BROWN: What is impact, General, on the ground to a unit that has been told, you may lose command and control here, you are not going to hear from us, you may not get resupplied, you are pretty much on your own out there, do what we told you to do. But we won't be talking to you or helping you out very much.

CLARK: It is obviously not very good for their moral, and the question is how good is their discipline? And if the discipline is very good and they have a lot of confidence in their leadership, then they will hang together.

But we know that this Taliban force is a hodge-podge. It is composed of different groups under different tribal loyalties with different sects, and chances are that they will lose some of the force when this happens.

BROWN: In saying that, I assume you don't want to say that some units may be less effective than others, less disciplined than others. In many cases these are experienced fighters that have been through this drill before.

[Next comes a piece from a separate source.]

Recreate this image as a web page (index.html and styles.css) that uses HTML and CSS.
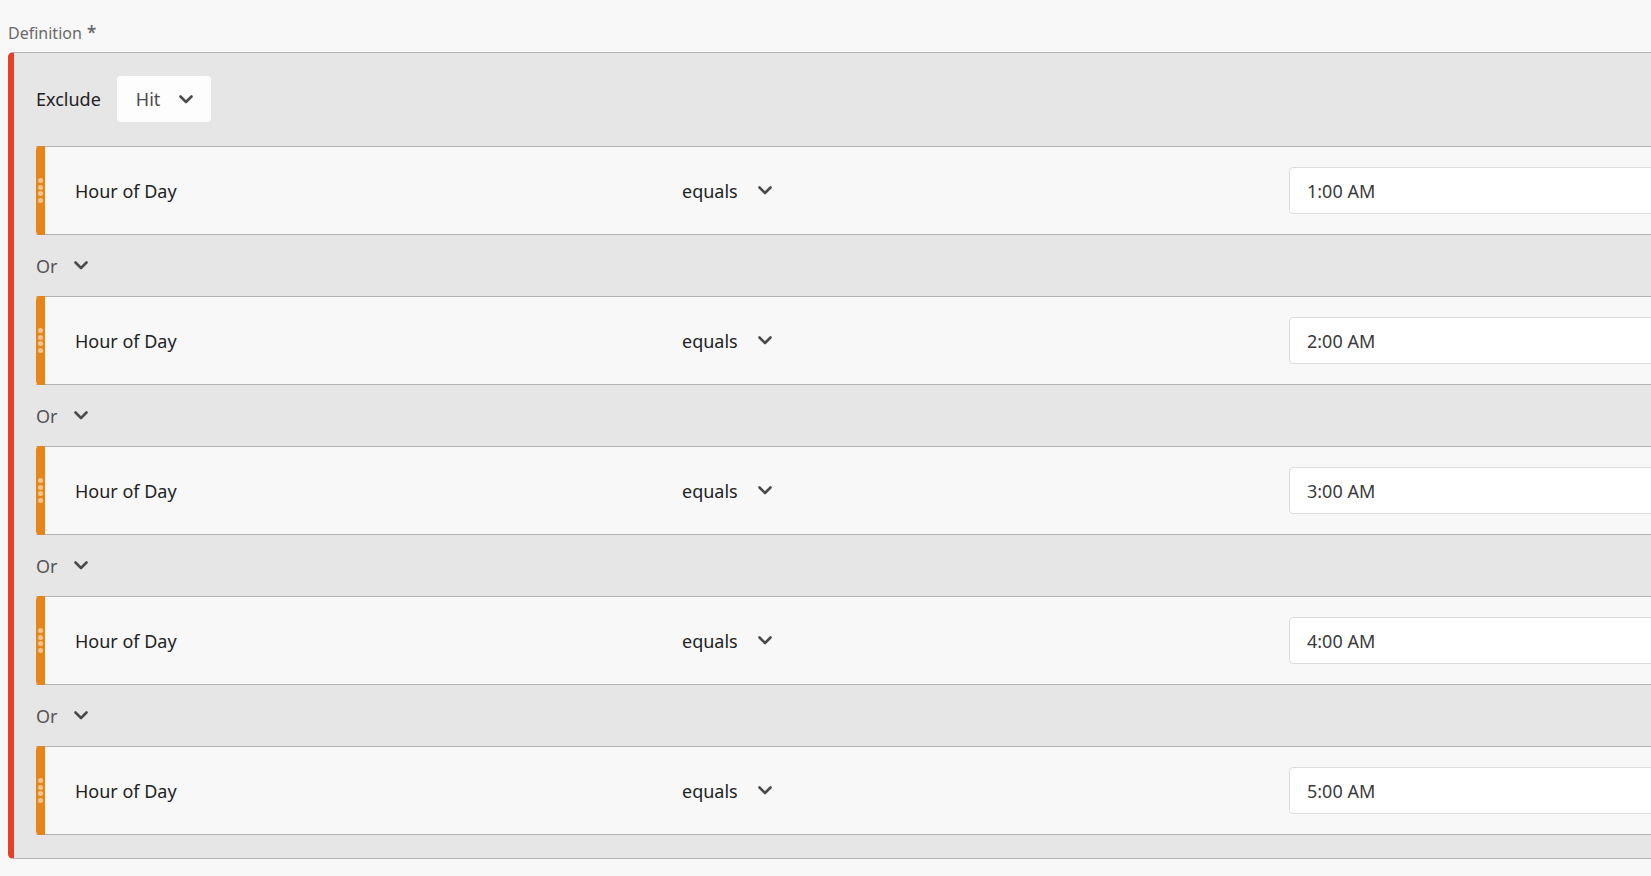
FILE: index.html
```html
<!DOCTYPE html>
<html>
<head>
<meta charset="utf-8">
<link rel="stylesheet" href="styles.css">
</head>
<body>
<div class="page">
  <div class="field-label">Definition <span class="req">*</span></div>
  <div class="container">
    <div class="header">
      <span class="exclude">Exclude</span>
      <div class="picker">
        <span>Hit</span>
        <svg class="chev" viewBox="0 0 14 9" width="14" height="9"><polyline points="1.5,1.5 7,7 12.5,1.5"/></svg>
      </div>
    </div>
    <div class="rule">
      <div class="handle"><i></i><i></i><i></i><i></i></div>
      <div class="name">Hour of Day</div>
      <div class="op"><span>equals</span><svg class="chev" viewBox="0 0 14 9" width="14" height="9"><polyline points="1.5,1.5 7,7 12.5,1.5"/></svg></div>
      <div class="value">1:00 AM</div>
    </div>
    <div class="or"><span>Or</span><svg class="chev" viewBox="0 0 14 9" width="14" height="9"><polyline points="1.5,1.5 7,7 12.5,1.5"/></svg></div>
    <div class="rule">
      <div class="handle"><i></i><i></i><i></i><i></i></div>
      <div class="name">Hour of Day</div>
      <div class="op"><span>equals</span><svg class="chev" viewBox="0 0 14 9" width="14" height="9"><polyline points="1.5,1.5 7,7 12.5,1.5"/></svg></div>
      <div class="value">2:00 AM</div>
    </div>
    <div class="or"><span>Or</span><svg class="chev" viewBox="0 0 14 9" width="14" height="9"><polyline points="1.5,1.5 7,7 12.5,1.5"/></svg></div>
    <div class="rule">
      <div class="handle"><i></i><i></i><i></i><i></i></div>
      <div class="name">Hour of Day</div>
      <div class="op"><span>equals</span><svg class="chev" viewBox="0 0 14 9" width="14" height="9"><polyline points="1.5,1.5 7,7 12.5,1.5"/></svg></div>
      <div class="value">3:00 AM</div>
    </div>
    <div class="or"><span>Or</span><svg class="chev" viewBox="0 0 14 9" width="14" height="9"><polyline points="1.5,1.5 7,7 12.5,1.5"/></svg></div>
    <div class="rule">
      <div class="handle"><i></i><i></i><i></i><i></i></div>
      <div class="name">Hour of Day</div>
      <div class="op"><span>equals</span><svg class="chev" viewBox="0 0 14 9" width="14" height="9"><polyline points="1.5,1.5 7,7 12.5,1.5"/></svg></div>
      <div class="value">4:00 AM</div>
    </div>
    <div class="or"><span>Or</span><svg class="chev" viewBox="0 0 14 9" width="14" height="9"><polyline points="1.5,1.5 7,7 12.5,1.5"/></svg></div>
    <div class="rule">
      <div class="handle"><i></i><i></i><i></i><i></i></div>
      <div class="name">Hour of Day</div>
      <div class="op"><span>equals</span><svg class="chev" viewBox="0 0 14 9" width="14" height="9"><polyline points="1.5,1.5 7,7 12.5,1.5"/></svg></div>
      <div class="value">5:00 AM</div>
    </div>
  </div>
</div>
</body>
</html>
```
FILE: styles.css
```css
html, body {
  margin: 0;
  padding: 0;
  background: #f8f8f8;
  overflow: hidden;
}
body {
  font-family: "Noto Sans", "Open Sans", sans-serif;
  color: #222222;
  width: 1651px;
  height: 876px;
}
.page {
  padding: 21px 0 0 8px;
}
.field-label {
  font-size: 16px;
  line-height: 24px;
  color: #6a6a6a;
  height: 24px;
  margin-bottom: 7px;
}
.req {
  font-size: 17px;
  font-weight: 600;
  margin-left: 1px;
}
.container {
  width: 1900px;
  background: #e6e6e6;
  border-top: 1px solid #b3b3b3;
  border-bottom: 1px solid #b3b3b3;
  border-left: 6px solid #e4402a;
  border-radius: 5px 0 0 5px;
  padding: 23px 0 23px 22px;
}
.header {
  display: flex;
  align-items: center;
  gap: 16px;
  height: 46px;
  margin-bottom: 24px;
}
.exclude {
  font-size: 18px;
}
.picker {
  width: 94px;
  height: 46px;
  box-sizing: border-box;
  background: #fdfdfd;
  border-radius: 4px;
  display: flex;
  align-items: center;
  padding-left: 19px;
  gap: 19px;
  font-size: 18px;
  color: #4b4b4b;
}
.chev {
  display: block;
  fill: none;
  stroke: #4b4b4b;
  stroke-width: 2.6;
  stroke-linecap: round;
  stroke-linejoin: round;
}
.rule {
  display: flex;
  align-items: center;
  height: 87px;
  background: #f8f8f8;
  border-top: 1px solid #b3b3b3;
  border-bottom: 1px solid #b3b3b3;
}
.handle {
  width: 9px;
  height: 89px;
  margin-top: -1px;
  margin-bottom: -1px;
  background: #e68619;
  border-radius: 4px 0 0 4px;
  display: flex;
  flex-direction: column;
  justify-content: center;
  align-items: center;
  gap: 1.5px;
  flex: none;
}
.handle i {
  display: block;
  width: 5px;
  height: 5px;
  border-radius: 50%;
  background: #f7c48b;
}
.name {
  width: 607px;
  padding-left: 30px;
  font-size: 18px;
  flex: none;
}
.op {
  width: 607px;
  flex: none;
  display: flex;
  align-items: center;
  gap: 20px;
  font-size: 18px;
}
.value {
  width: 600px;
  height: 47px;
  box-sizing: border-box;
  background: #ffffff;
  border: 1px solid #dcdcdc;
  border-radius: 4px;
  display: flex;
  align-items: center;
  padding-left: 17px;
  font-size: 18px;
  color: #3a3a3a;
}
.or {
  height: 61px;
  display: flex;
  align-items: center;
  gap: 18px;
  font-size: 18px;
  color: #555555;
}
.or span {
  width: 20px;
}
```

CLARK: They have, but they have not been under the kind of sustained pressure from the air. And as we saw in Desert Storm, sustained pressure from the air can make really make troops go crazy and that is what is going to happen here over a period of days I would think.

BROWN: They may have thought they were terrific soldiers but they are learning a different kind of war. General Clark, I need you to stand by too for a little bit.